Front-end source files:
____

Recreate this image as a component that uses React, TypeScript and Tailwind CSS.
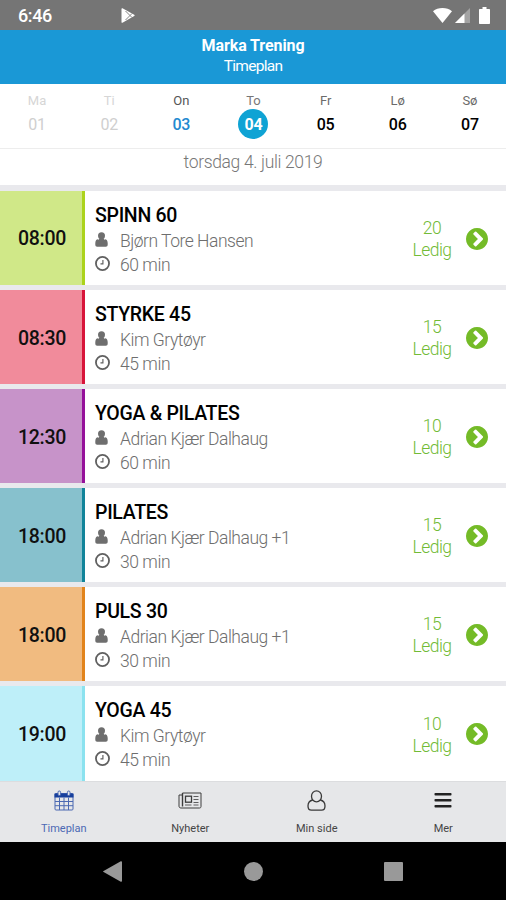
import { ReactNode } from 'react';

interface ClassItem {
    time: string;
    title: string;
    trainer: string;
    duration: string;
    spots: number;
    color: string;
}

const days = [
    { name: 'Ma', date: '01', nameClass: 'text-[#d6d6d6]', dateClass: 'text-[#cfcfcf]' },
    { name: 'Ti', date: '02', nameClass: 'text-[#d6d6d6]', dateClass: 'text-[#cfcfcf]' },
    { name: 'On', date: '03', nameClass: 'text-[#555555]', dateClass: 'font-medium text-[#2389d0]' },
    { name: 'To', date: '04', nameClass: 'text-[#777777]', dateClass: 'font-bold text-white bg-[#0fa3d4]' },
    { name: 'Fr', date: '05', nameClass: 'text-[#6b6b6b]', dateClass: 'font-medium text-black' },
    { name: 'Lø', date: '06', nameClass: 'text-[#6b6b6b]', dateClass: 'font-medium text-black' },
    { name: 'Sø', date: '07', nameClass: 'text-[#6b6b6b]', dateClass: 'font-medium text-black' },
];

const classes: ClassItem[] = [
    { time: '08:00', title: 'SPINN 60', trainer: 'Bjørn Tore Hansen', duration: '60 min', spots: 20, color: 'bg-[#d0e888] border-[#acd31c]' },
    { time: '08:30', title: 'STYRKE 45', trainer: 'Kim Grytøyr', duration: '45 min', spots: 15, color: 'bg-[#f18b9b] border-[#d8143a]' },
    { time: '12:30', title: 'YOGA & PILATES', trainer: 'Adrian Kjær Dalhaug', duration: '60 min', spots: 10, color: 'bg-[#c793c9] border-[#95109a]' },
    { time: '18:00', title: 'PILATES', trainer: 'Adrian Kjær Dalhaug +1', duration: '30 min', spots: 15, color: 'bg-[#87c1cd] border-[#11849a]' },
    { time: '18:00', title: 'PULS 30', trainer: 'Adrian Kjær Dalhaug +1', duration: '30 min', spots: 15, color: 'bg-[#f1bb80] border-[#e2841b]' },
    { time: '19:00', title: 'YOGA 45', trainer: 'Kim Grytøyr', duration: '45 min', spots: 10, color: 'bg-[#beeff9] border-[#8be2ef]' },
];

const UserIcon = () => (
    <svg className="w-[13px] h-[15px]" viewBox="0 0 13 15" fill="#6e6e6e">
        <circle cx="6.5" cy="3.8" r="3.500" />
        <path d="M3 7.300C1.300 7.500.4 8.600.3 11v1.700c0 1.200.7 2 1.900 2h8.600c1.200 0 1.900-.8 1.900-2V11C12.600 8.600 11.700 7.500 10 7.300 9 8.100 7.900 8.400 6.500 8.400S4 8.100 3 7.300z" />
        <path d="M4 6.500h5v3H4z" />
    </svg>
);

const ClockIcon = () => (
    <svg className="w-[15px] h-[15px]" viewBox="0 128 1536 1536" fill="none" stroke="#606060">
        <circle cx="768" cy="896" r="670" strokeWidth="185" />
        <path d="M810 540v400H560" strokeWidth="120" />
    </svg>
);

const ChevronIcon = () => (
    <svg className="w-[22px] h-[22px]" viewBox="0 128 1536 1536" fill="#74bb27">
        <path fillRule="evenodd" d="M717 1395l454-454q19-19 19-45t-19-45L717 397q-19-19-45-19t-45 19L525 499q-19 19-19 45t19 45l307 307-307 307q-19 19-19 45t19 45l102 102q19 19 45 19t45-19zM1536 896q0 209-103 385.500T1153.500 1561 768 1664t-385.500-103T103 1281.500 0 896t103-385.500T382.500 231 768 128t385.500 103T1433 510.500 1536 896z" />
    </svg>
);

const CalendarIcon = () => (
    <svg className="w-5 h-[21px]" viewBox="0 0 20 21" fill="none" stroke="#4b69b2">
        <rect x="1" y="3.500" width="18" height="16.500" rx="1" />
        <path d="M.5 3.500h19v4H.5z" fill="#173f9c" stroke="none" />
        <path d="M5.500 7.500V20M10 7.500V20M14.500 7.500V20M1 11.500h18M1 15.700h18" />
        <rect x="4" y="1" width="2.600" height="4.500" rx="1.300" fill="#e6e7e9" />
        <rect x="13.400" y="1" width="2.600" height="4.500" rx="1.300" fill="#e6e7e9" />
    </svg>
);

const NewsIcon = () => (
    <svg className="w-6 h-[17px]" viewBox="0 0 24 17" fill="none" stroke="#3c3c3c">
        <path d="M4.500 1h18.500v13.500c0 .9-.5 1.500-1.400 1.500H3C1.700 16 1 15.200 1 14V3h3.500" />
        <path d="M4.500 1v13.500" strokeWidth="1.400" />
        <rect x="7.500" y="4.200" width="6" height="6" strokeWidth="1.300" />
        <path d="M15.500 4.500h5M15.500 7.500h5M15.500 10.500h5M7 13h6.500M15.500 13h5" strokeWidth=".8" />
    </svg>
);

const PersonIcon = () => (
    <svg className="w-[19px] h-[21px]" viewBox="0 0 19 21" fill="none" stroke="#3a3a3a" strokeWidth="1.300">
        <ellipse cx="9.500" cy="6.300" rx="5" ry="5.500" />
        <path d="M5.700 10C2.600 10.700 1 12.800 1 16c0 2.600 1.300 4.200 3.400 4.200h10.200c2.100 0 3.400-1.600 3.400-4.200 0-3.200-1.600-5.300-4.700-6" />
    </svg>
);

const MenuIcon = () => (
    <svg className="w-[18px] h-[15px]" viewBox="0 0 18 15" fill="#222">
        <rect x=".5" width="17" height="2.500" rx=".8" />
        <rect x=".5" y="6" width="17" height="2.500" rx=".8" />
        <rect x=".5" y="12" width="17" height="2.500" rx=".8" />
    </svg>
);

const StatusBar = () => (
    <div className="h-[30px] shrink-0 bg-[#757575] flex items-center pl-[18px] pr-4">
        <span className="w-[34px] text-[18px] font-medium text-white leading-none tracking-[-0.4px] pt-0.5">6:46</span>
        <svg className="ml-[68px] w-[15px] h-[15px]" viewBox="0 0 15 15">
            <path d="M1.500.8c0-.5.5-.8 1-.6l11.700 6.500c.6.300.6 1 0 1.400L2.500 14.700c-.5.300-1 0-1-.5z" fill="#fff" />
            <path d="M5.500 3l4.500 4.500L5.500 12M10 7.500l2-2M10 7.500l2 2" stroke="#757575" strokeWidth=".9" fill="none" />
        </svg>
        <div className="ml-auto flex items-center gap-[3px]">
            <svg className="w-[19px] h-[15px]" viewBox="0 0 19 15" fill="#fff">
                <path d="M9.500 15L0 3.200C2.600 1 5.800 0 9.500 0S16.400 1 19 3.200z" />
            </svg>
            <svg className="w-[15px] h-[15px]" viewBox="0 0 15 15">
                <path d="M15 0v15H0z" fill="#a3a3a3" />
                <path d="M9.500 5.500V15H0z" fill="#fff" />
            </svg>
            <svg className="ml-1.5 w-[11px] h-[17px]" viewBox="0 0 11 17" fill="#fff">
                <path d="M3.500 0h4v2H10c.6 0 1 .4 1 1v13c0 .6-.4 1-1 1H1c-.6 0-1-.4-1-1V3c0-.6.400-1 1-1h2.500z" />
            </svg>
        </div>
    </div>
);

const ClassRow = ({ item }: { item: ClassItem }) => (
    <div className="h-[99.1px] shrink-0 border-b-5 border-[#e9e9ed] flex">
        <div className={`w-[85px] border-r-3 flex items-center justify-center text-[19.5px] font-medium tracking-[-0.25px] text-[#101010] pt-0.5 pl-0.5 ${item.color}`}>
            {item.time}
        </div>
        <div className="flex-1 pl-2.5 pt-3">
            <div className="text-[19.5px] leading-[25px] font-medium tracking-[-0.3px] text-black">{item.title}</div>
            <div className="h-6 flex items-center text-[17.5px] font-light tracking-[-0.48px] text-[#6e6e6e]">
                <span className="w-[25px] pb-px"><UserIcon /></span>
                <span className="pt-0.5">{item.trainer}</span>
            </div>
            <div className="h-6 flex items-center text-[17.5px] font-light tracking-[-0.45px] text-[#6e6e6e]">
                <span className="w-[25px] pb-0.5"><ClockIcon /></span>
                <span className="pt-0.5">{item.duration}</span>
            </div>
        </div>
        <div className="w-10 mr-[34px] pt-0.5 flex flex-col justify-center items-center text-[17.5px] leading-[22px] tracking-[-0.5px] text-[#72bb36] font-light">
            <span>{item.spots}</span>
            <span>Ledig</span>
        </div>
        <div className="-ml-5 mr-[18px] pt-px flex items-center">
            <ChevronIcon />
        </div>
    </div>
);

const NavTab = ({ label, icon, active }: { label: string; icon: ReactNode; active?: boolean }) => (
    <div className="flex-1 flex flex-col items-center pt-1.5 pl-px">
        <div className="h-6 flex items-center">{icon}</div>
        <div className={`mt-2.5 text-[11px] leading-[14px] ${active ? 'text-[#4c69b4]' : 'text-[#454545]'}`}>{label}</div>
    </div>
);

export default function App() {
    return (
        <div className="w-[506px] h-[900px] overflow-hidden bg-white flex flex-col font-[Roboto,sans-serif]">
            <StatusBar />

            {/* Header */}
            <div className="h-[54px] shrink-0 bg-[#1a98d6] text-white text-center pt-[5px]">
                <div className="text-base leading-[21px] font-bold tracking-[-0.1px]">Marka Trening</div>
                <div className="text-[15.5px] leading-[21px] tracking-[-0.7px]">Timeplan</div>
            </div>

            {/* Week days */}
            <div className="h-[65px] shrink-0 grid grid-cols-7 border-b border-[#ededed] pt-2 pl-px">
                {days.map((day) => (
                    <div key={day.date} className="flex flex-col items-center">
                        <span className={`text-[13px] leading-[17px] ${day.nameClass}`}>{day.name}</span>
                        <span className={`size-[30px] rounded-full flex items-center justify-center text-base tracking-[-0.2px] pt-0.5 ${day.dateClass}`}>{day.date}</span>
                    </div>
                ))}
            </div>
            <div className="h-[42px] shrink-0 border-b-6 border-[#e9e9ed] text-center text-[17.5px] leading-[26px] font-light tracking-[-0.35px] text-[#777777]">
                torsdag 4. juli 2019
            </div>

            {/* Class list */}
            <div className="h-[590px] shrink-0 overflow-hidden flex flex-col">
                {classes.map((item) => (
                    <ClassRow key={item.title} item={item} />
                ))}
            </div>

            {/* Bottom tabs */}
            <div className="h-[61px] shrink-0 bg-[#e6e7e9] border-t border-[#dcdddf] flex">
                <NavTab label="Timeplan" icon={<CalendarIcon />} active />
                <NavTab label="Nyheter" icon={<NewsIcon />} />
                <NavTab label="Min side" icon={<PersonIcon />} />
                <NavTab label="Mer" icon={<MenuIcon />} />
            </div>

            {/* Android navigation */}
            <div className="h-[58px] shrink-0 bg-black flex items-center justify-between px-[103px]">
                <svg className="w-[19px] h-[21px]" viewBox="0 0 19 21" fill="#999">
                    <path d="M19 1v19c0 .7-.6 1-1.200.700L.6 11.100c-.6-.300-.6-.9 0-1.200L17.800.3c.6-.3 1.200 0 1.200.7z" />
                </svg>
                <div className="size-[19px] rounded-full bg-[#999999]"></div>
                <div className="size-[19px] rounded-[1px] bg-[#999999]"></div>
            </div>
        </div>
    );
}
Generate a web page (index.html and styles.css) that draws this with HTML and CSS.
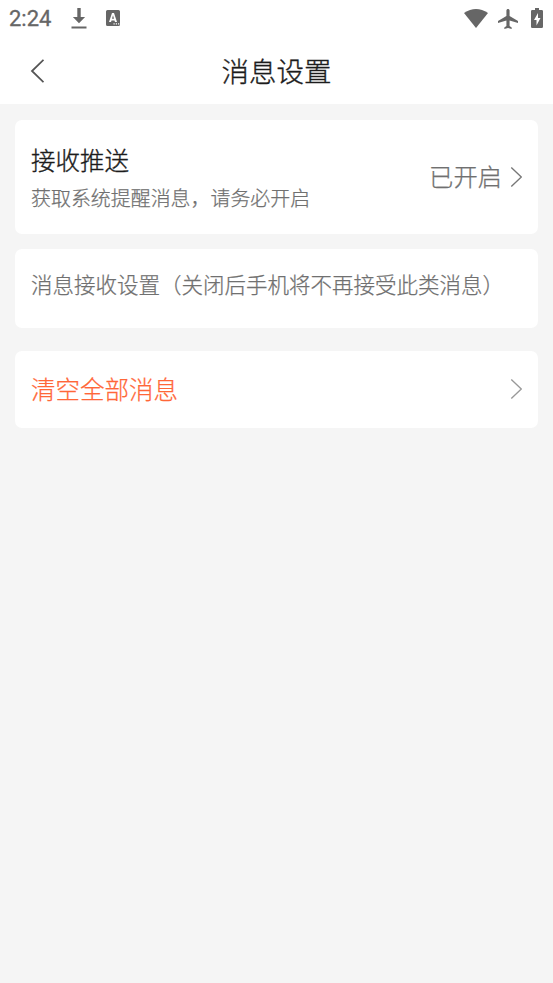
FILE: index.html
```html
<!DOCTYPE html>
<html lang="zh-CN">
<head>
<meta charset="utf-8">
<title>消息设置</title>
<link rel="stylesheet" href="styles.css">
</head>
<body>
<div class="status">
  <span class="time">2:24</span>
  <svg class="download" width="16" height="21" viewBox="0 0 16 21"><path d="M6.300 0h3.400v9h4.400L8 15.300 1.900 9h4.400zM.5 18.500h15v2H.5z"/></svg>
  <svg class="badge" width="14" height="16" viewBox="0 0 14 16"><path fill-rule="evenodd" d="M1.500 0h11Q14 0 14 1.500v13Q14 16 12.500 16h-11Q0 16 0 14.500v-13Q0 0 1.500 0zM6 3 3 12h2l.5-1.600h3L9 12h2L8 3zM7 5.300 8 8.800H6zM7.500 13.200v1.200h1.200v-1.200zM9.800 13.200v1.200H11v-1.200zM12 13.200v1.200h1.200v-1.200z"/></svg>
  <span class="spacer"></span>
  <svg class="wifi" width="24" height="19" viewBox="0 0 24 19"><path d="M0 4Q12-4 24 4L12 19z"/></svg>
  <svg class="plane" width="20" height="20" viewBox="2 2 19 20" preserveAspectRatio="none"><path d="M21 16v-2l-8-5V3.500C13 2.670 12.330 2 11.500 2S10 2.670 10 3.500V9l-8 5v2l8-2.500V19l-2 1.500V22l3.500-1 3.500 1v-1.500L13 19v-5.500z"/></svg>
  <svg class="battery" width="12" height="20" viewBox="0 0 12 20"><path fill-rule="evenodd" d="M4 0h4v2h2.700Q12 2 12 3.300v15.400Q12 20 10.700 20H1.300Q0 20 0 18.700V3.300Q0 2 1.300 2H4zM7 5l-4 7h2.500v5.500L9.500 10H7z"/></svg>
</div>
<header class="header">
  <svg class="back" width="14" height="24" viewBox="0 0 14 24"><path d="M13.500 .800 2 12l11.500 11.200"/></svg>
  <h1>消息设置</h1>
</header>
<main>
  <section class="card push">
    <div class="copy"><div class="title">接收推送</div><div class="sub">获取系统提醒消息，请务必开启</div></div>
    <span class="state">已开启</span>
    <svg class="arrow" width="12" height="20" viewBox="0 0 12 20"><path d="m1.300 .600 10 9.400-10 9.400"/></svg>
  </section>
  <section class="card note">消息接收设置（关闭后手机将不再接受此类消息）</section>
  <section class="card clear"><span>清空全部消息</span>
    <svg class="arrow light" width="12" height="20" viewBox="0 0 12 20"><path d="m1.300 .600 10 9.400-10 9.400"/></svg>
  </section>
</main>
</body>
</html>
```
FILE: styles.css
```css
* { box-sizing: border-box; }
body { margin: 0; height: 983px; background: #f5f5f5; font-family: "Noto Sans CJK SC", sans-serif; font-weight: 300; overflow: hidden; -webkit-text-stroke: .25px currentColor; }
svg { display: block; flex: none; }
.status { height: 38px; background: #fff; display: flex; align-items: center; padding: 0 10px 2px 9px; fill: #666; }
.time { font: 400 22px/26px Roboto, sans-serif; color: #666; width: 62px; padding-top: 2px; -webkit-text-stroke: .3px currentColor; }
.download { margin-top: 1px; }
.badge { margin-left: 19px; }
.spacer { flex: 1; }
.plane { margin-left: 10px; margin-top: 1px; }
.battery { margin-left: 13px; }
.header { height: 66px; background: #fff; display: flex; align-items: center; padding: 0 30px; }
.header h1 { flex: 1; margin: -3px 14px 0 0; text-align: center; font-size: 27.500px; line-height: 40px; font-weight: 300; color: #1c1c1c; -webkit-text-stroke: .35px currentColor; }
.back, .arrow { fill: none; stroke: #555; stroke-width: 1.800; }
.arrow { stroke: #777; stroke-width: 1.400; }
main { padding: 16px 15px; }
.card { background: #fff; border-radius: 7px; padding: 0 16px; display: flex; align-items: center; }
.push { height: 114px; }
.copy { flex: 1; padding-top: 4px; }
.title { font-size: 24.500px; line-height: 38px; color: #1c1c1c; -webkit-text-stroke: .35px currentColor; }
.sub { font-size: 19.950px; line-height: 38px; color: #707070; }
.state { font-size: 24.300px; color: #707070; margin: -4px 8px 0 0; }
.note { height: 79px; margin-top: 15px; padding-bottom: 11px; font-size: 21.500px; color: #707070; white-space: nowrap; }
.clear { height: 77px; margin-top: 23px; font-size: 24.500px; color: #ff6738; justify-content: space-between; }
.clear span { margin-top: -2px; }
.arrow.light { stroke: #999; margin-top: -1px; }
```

____

Task instructions: Read the entries and pick out all lines that include the word "this".

Solution to the problem:
Recreate this image as a component that uses React, TypeScript and Tailwind CSS.
Generate a web page (index.html and styles.css) that draws this with HTML and CSS.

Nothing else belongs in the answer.